Gercek dindarlar yok mudur peki ?

Okudugunu korkuyla degil, durustlukle yoguran, kendini ve insani seven herkes, inanci ne olursa olsun, gercek dindardir. Bu tip insanlar kendileri huzurlu olduklari gibi etraflarina da bu huzuru bulastirirlar. Temizdirler ,ve her nasilsa, her zaman guzel kokarlar. Ruhlarinin dinginligi yuzlerinden okunur. Makam, mevki hirsi bilmezler. Kizdiklari zaman bile bir baska guzellesirler. Bildiklerini bilirler ve bilmediklerine biliyorum demezler. Zira onlar Tanri'yi bulma yolundadir.

Satirlar dikkatli okunursa, gercegin aranacagi yer icin referans her zaman insanin kendisidir. Kendini gozlemleyen insan hayatin anlamini bulma yolculuguna cikmis demektir.

Asagidaki ornekler bunu aciklamaktadir.

"Sizi kendi kendinizden baska hic kimse kurtaramaz. Kendi kendinize isik olun" Buddha

"Ben yaşadığım için siz de yaşayacaksınız.O gün anlayacaksınız ki ben Babamdayım siz bendesiniz ben de sizdeyim."Yuhanna 8 : 12-29

"Ben Hindistanın dinî ve irfanı kitaplarının en eskisi olan Upanişââlar kitabını okuduğumda üç kaide kavradım. Bunlar, benim hayattaki davranışlarımın temelini oluşturmuştur. (İki tanesinden) Birisi, dünyada sadece tanınacak bir şey bulunmaktadır ki o da, kendini (nefsim) tanımaktır. İkincisi, kim ki kendisini tanırsa, Allah'ı ve dünyayı tanımış olur." Gandhi

"Kendi kitabını oku; bugün nefsin hesap sorucu olarak sana yeter." Isra Suresi

Kutsal kitaplar incelendiginde, mal-mulk sahibi olmanin yerilmesi, dunyevi varligin soyutlugu, yalan ve riyanin yarattigi kirlilik, fiziksel zaaflarin zararlarinin en cok deginilen konular oldugunu goruruz. Mevzunun en ilginc tarafi ise, en dindar gecinenlerin sermaye sahibi, sahtekar politikaci veya kadin ve cocuk istismarcilari olmasidir. Dahasi, bunlar birer dini guru sekline burunup insanlara "dinleri" hakkinda tavsiye vermekten de geri durmamaktadirlar. Gunumuzde dini inaci olan insanlar belirli bir fiziksel gorunumle tarif edilmis, ibadet ruhsal bir faaliyet olmaktan cikmis, belli bir zumreye aidiyetin gostergesi olmustur.

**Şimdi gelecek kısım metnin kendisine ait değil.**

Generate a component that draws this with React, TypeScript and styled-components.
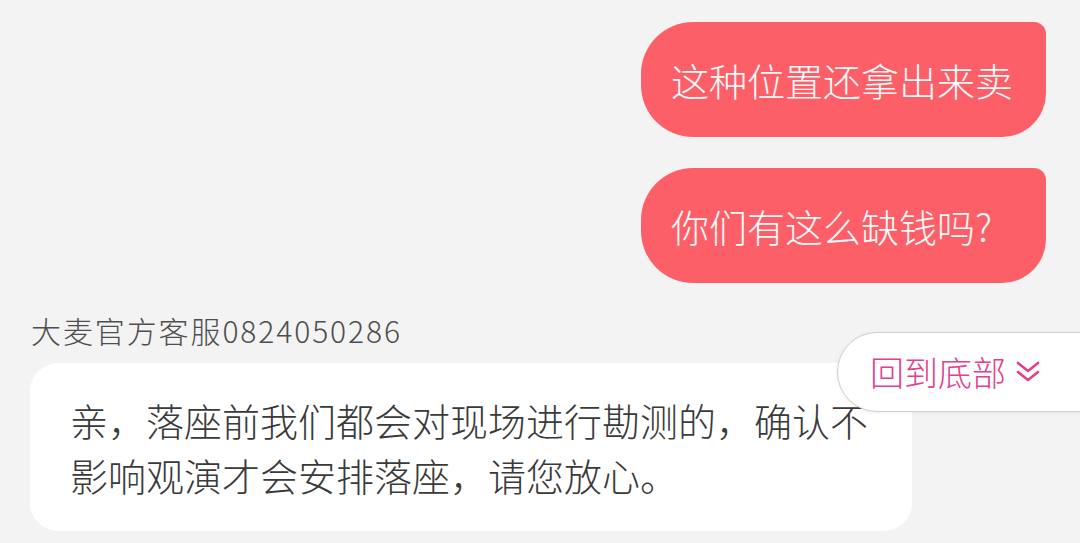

Ozetle, yuzyillardir insanlara dayatilan maddesel inancin yetistirdigi nesiller, okumayi reddetmis (veya onlerine konulani okumus), korku ile gudulmus ve "dindarlik" zincirini boyunlarina gecirmislerdir. Pek dindar oldugunu iddia edenlerin bircogunun dindarligi, ezberledikleri sozleri tekrar etmekten ileri gidememektedir.

Din insani esir etmez, ozgurlestirir. Maddeye tapan, korku ve endisenin esiri insanlar ise -gercege ve durustluge yonelmedikce- Tanri'larini bulamayacaklardir.